There was also exhaustion. Revolutions are often remembered through dramatic photographs, but living through one means standing for hours, sleeping badly, breathing smoke and tear gas, checking phones obsessively, and not knowing what happens next. People were inspired, but they were also cold, hungry, stressed, and emotionally overloaded. The same crowd could swing from triumph to dread in a matter of minutes depending on a rumor, a speech, an attack, or the movement of security forces.

Perhaps the most powerful experience was the feeling that history had opened up. Citizens who had grown used to political stagnation suddenly felt that outcomes were no longer fixed. Even those who disagreed about ideology, leadership, or strategy sensed that a wall had cracked. For some, that produced hope. For others, it produced anxiety. For many, it produced both at once.
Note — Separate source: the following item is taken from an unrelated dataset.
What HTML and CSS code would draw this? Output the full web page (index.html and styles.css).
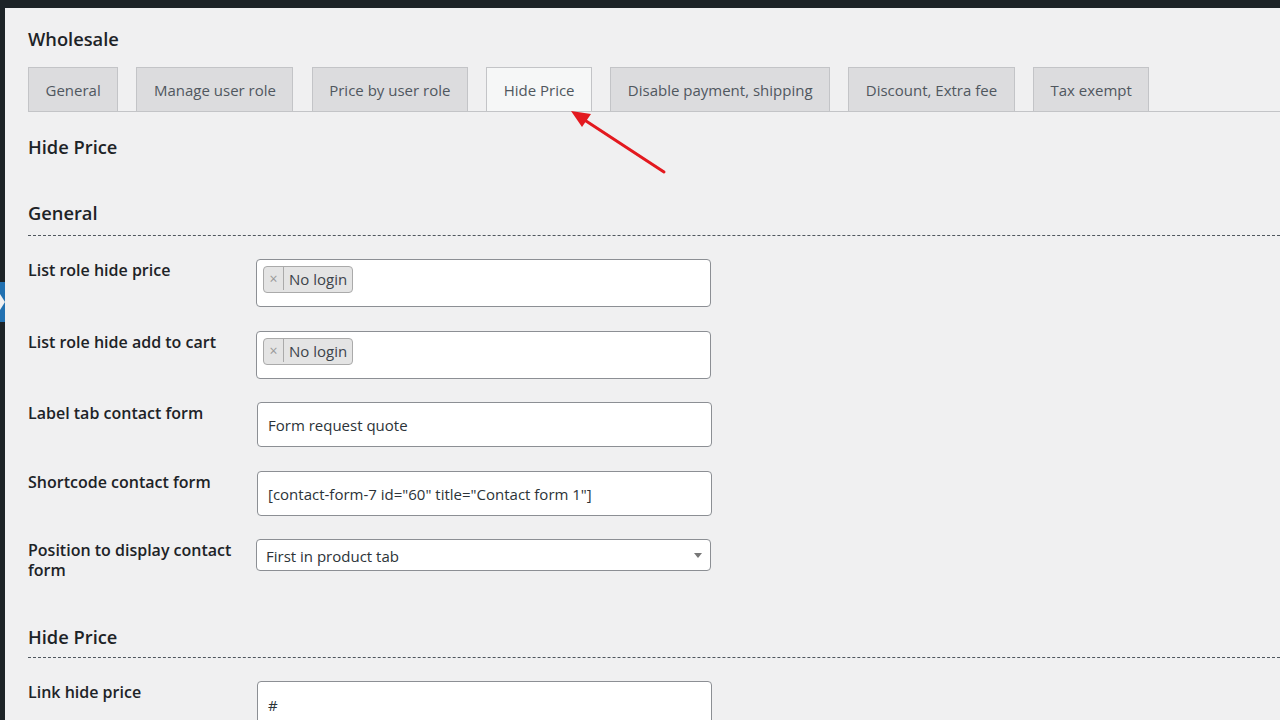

That is why the Egyptian Revolution still resonates. It was not only about regime change. It was about what happens when ordinary people briefly experience themselves as authors of national destiny rather than spectators of it.

Conclusion

The Egyptian Revolution remains one of the most gripping stories of the Arab Spring because it fused symbolism, sacrifice, strategy, and raw public emotion into a sequence of unforgettable turning points. The first protests, the internet shutdown, the Friday of Anger, the assault on Tahrir Square, the failure of Mubarak’s speeches, the emotional force of activist testimony, and the final resignation all helped create a political earthquake whose aftershocks still matter.

If there is one lasting lesson in these shocking moments, it is that regimes often look strongest just before they discover the limits of fear. In 2011, Egyptians showed the world that public courage can move faster than authoritarian certainty. History did not become simple after that. But it definitely became impossible to ignore.